**WHAT THE EXERCISE ASKS**
Report how many lines contain "full". The answer is a single number.
»»
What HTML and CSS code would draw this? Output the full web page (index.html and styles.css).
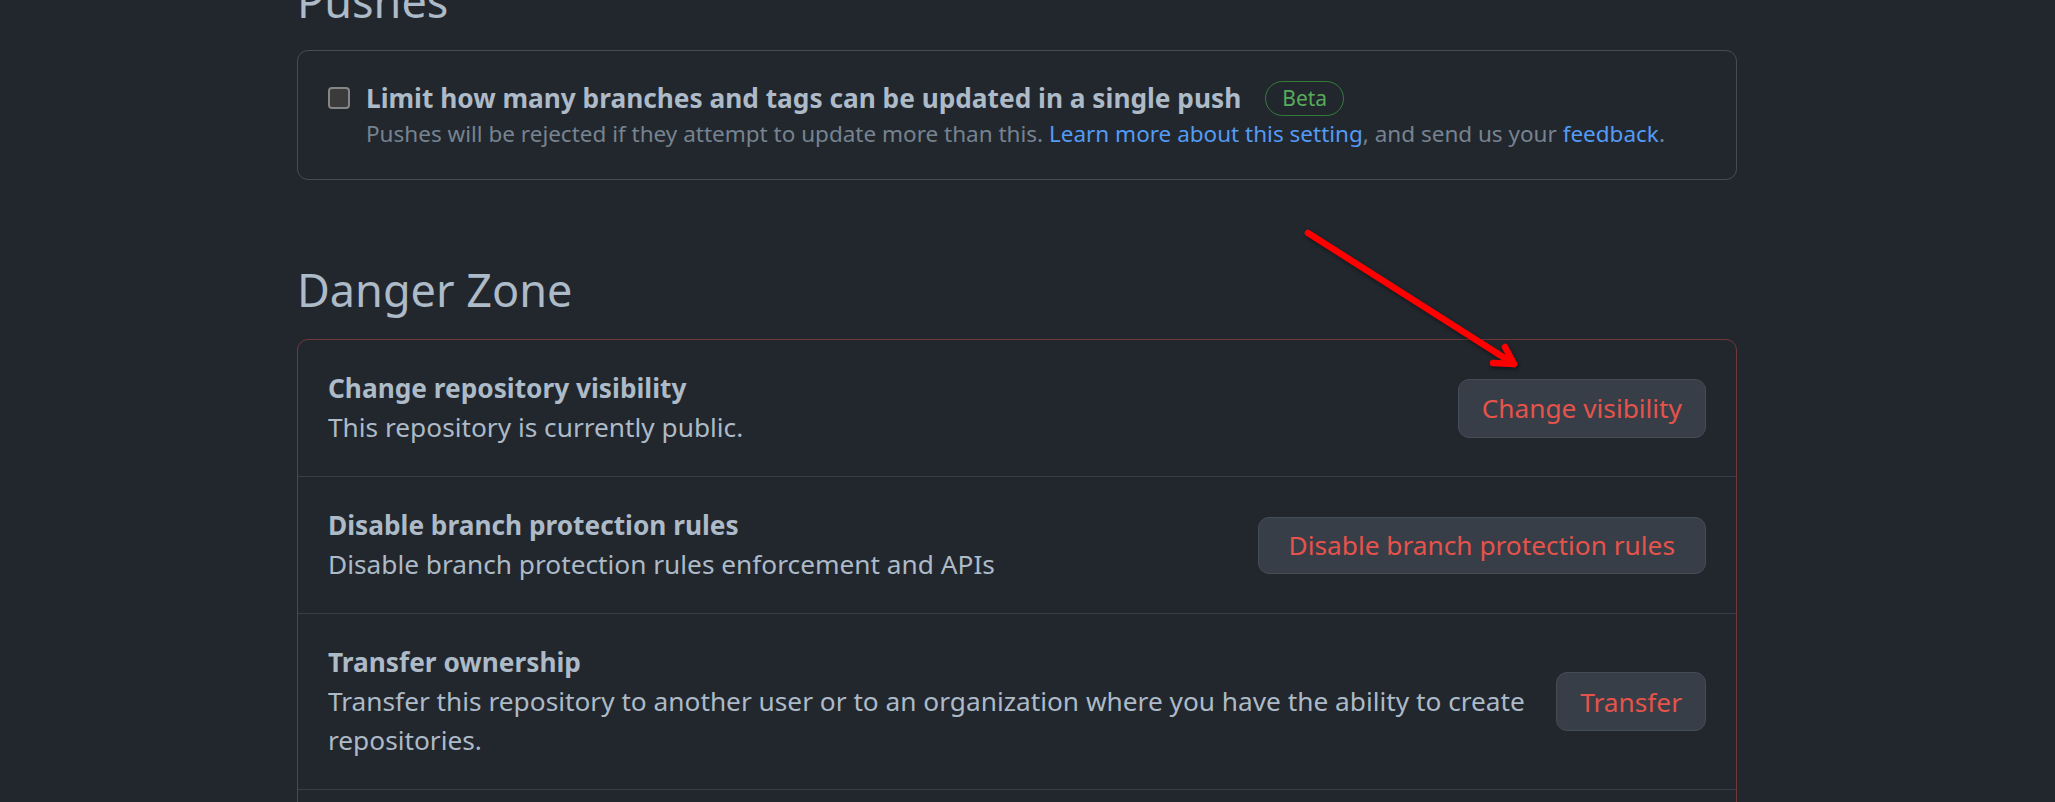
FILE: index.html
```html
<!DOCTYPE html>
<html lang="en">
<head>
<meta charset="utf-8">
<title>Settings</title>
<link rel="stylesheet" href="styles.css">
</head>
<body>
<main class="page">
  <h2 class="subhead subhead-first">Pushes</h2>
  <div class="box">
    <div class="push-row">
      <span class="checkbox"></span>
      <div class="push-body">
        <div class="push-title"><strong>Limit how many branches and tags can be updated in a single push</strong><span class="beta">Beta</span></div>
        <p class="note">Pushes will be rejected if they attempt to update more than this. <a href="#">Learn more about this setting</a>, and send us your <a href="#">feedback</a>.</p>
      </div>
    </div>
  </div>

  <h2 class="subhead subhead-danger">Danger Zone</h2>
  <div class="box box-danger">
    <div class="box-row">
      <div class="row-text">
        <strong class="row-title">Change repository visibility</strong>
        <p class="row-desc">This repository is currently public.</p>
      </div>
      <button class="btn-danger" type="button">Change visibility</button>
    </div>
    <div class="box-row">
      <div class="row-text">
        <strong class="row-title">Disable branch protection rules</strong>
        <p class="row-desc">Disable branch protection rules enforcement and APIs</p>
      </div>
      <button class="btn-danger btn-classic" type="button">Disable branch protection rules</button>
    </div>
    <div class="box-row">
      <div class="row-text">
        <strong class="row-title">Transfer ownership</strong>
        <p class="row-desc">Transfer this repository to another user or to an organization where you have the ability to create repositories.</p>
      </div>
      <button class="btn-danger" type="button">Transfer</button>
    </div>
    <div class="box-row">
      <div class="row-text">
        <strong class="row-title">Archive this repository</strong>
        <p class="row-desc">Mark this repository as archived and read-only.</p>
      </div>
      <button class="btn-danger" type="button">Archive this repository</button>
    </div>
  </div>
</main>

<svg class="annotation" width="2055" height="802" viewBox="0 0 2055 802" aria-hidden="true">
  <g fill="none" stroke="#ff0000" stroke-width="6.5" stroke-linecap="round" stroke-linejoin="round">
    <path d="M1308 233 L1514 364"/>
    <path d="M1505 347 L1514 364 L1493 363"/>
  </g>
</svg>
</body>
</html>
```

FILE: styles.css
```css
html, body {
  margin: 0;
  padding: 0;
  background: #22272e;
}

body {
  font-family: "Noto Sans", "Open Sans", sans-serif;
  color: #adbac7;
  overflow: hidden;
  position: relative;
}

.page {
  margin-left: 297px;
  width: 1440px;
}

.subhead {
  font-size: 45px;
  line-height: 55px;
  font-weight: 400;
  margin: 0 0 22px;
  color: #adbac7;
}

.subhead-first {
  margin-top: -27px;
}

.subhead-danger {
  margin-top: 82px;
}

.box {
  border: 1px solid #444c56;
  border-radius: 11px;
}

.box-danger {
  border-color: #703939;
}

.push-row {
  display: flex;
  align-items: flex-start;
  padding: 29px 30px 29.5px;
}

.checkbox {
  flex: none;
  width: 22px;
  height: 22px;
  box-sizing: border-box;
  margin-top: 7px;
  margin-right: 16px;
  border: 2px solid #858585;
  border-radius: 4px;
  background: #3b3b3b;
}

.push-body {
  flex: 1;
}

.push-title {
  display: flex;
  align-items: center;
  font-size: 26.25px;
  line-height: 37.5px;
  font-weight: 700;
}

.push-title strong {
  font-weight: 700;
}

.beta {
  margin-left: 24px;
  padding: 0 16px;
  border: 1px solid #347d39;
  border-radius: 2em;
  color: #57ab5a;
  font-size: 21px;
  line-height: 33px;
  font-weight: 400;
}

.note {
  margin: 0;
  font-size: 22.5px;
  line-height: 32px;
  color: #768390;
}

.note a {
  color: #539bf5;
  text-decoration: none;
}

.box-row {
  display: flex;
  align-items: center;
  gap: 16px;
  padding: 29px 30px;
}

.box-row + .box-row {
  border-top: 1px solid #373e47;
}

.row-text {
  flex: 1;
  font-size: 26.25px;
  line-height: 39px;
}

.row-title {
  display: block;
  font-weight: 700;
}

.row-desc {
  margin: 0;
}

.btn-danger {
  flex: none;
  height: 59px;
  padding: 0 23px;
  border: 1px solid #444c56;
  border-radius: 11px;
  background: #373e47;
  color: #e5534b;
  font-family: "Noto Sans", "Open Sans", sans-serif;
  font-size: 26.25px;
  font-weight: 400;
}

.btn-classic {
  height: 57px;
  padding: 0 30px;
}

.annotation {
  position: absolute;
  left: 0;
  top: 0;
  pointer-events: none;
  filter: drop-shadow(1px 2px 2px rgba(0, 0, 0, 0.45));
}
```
««
»»
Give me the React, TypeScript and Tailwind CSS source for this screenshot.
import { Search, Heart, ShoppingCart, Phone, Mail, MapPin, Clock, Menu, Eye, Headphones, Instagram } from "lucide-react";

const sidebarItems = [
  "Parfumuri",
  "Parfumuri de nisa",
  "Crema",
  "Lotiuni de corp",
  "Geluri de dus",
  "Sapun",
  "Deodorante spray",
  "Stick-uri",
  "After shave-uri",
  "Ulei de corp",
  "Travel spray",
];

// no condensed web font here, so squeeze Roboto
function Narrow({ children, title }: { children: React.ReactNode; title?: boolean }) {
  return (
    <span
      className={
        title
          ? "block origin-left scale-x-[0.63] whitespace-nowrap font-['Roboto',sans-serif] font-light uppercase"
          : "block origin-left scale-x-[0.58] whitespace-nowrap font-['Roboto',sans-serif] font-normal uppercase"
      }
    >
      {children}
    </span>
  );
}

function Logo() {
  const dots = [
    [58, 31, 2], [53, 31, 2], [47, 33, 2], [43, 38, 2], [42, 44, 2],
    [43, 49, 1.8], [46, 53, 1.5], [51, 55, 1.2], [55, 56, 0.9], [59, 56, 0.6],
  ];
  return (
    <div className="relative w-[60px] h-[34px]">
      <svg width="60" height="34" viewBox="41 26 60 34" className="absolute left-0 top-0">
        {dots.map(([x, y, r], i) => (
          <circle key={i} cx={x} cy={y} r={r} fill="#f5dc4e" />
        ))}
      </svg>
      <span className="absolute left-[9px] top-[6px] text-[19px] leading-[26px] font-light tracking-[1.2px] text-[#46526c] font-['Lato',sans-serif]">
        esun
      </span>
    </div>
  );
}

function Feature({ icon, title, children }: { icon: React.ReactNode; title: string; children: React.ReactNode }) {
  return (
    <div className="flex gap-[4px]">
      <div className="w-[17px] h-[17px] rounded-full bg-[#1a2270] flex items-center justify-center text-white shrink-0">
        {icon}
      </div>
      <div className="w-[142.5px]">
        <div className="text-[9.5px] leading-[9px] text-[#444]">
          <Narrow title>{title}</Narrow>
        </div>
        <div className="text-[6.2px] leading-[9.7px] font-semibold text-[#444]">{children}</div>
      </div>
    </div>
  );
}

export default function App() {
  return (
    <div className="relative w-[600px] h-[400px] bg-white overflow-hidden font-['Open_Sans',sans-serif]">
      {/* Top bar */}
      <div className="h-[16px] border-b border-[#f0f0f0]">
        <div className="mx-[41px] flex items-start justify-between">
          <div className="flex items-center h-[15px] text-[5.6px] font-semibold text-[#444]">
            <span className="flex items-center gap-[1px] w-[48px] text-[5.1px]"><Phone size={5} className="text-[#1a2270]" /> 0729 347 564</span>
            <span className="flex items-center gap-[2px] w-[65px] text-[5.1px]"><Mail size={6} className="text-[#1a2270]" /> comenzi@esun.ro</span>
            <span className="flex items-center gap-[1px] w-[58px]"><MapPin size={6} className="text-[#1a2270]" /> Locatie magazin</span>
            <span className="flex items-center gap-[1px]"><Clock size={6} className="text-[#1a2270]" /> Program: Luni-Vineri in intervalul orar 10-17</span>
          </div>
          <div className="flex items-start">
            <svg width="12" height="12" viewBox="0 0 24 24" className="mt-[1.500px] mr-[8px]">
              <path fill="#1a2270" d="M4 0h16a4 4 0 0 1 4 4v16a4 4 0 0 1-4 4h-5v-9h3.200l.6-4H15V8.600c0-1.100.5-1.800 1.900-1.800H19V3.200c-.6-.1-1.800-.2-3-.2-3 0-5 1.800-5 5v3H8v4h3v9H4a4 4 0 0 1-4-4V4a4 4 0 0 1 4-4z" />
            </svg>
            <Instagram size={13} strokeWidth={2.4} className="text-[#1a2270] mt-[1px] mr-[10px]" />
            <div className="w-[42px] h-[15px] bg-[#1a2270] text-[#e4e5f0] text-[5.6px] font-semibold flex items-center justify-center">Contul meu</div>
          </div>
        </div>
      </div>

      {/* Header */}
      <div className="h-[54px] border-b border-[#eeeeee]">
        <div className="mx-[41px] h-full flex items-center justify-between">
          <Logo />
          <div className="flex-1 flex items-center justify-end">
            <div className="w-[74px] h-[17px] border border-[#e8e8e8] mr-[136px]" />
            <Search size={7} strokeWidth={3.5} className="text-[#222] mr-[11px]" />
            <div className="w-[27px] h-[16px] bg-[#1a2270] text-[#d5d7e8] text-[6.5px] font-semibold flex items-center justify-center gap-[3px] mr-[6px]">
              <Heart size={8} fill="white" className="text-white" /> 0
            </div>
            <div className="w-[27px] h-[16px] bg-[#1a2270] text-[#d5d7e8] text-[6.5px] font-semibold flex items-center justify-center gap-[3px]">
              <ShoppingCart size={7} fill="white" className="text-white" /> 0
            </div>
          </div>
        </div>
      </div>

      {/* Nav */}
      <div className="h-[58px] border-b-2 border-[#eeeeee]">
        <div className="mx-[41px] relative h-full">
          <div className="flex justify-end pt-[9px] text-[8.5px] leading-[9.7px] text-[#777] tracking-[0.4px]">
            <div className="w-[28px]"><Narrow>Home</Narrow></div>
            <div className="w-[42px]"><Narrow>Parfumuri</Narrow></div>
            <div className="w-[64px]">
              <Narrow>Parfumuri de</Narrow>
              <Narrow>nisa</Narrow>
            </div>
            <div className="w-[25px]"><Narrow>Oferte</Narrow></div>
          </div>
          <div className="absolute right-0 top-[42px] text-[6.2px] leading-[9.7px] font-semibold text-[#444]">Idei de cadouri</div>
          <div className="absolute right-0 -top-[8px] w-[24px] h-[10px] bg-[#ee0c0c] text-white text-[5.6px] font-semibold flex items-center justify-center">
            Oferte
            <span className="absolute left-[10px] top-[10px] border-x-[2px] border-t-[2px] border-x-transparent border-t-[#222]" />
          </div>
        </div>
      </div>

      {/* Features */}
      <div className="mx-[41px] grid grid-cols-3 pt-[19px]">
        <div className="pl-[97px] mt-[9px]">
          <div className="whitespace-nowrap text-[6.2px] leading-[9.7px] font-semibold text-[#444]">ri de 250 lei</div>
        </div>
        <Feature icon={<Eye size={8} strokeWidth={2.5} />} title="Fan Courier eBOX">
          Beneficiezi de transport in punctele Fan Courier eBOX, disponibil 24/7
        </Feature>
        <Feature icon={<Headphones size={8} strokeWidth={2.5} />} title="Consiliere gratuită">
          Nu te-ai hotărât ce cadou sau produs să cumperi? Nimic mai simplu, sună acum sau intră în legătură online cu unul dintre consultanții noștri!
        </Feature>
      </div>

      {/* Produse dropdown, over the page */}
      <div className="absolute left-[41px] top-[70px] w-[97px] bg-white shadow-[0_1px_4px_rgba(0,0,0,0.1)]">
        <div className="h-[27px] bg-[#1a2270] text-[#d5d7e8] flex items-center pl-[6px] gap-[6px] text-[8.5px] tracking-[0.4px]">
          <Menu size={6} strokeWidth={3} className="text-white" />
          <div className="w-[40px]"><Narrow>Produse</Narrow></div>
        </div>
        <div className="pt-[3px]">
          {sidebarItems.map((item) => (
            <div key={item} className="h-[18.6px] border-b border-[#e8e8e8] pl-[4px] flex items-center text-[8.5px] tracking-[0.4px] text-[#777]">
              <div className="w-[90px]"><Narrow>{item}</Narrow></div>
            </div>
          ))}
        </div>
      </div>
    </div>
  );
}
««
**ANSWER**
4